The embedded service supports TLS to secure connections over HTTPS. Configuration requires a PEM-encoded X.509 certificate and corresponding private key.

Generating Certificates

For production deployments, use a certificate issued by a trusted Certificate Authority along with your corresponding private key.

For testing or proof-of-concept deployments, you can generate a self-signed certificate with OpenSSL:

openssl ecparam -genkey -name secp384r1 -out tls.key
openssl req -new -x509 -sha256 -key tls.key -out tls.crt -days 365

This creates an ECDSA key pair using the secp384r1 curve and a self-signed certificate valid for one year. When prompted, enter appropriate values for the certificate subject fields.
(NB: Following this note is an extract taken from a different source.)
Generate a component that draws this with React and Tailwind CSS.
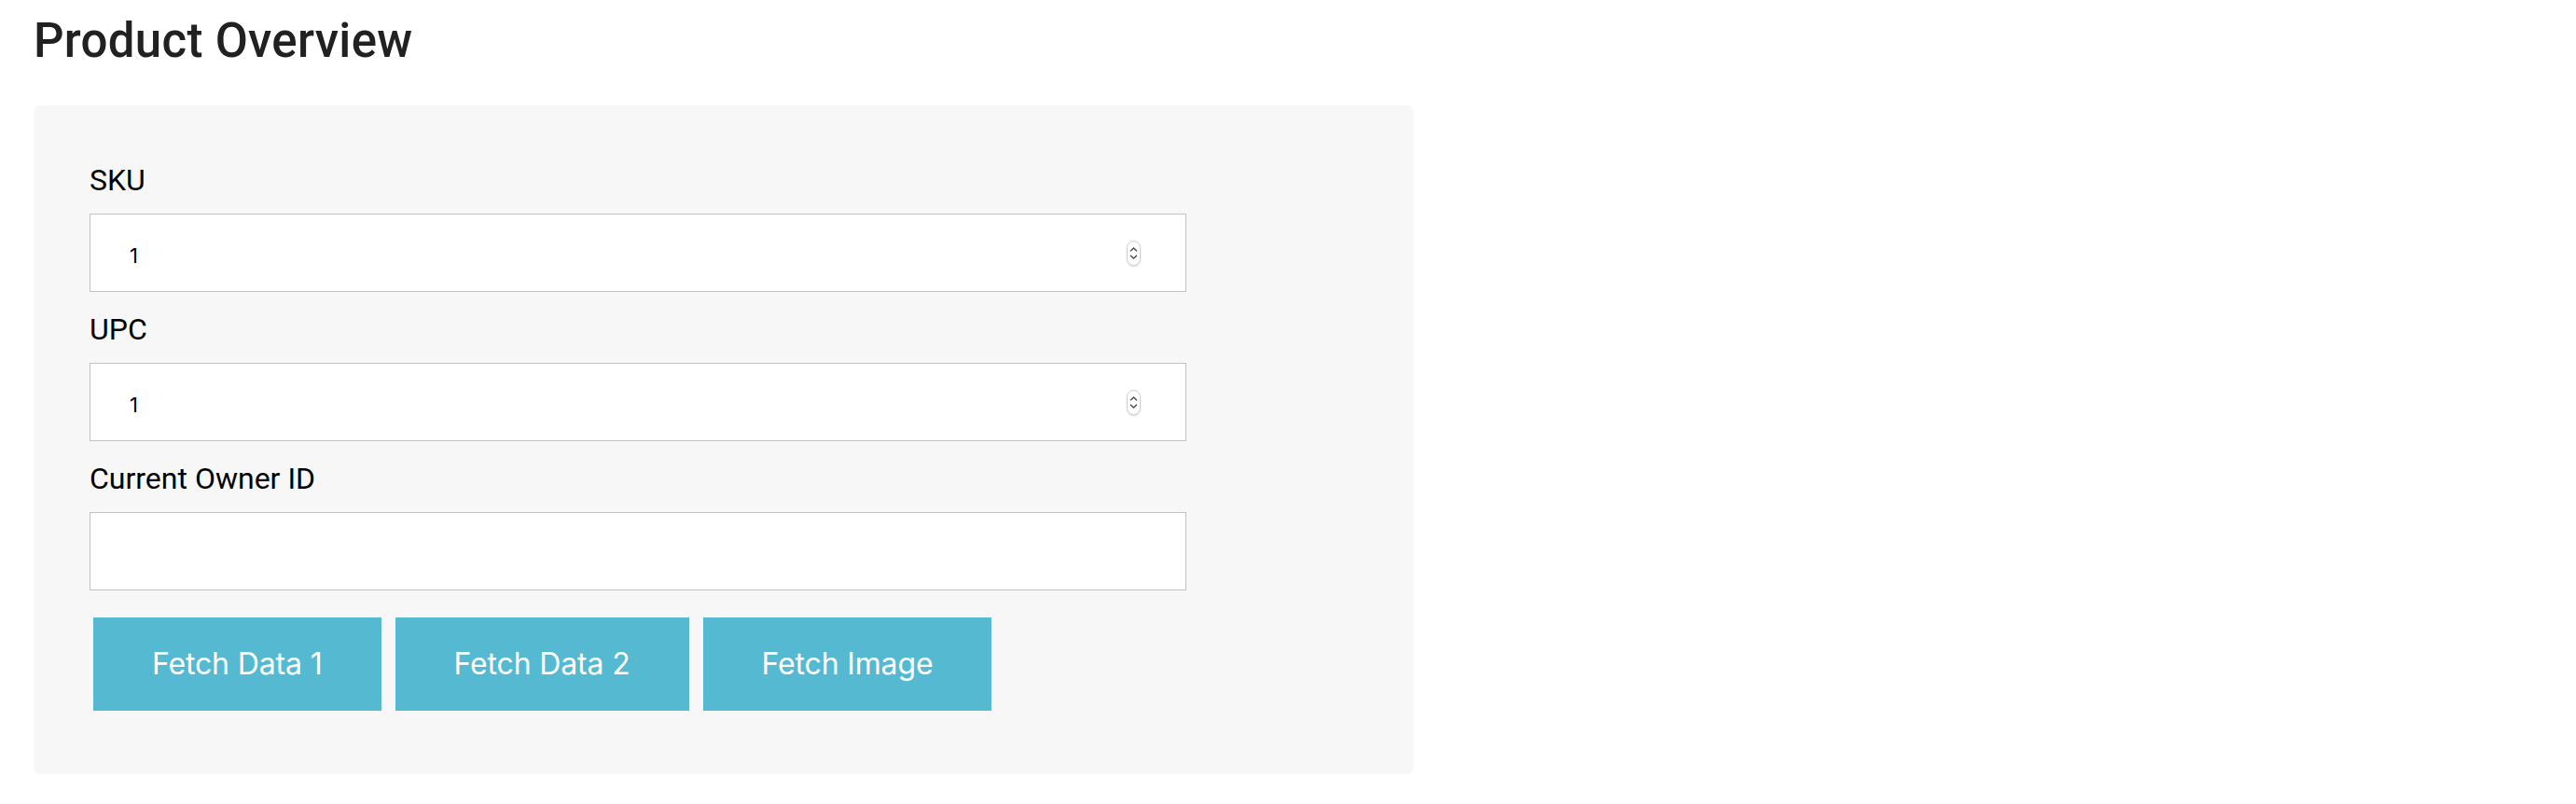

Configuring the Embedded Service

Enable TLS by providing both the certificate and key files when starting the embedded service:

./embedded \
  --tls-crt=/path/to/tls.crt \
  --tls-key=/path/to/tls.key \
  [other flags...]

Both flags must be specified together. If only one is provided, the service will exit with an error. When TLS is enabled, the service enforces a minimum of TLS 1.2 for all connections.

Verifying TLS

After starting the service with TLS enabled, verify the configuration by making an HTTPS request:

curl -v https://localhost:8000/v1/health

If using a self-signed certificate, you may need to add the -k flag to skip certificate verification.

A successful connection will show the TLS handshake details in the verbose output, including the certificate subject and issuer.

Troubleshooting

"must specify both tls-crt and tls-key"

This error occurs when only one of the two TLS flags is provided. Both --tls-crt and --tls-key are required to enable TLS.

"certificate file not found" or "key file not found"

The service validates that both files exist before starting. Verify the paths are correct and the files are readable by the process. Use absolute paths to avoid working directory issues.

Certificate errors in clients

If clients report certificate validation errors, ensure the certificate matches the hostname being accessed. For production certificates, ensure the full certificate chain is included in the certificate file.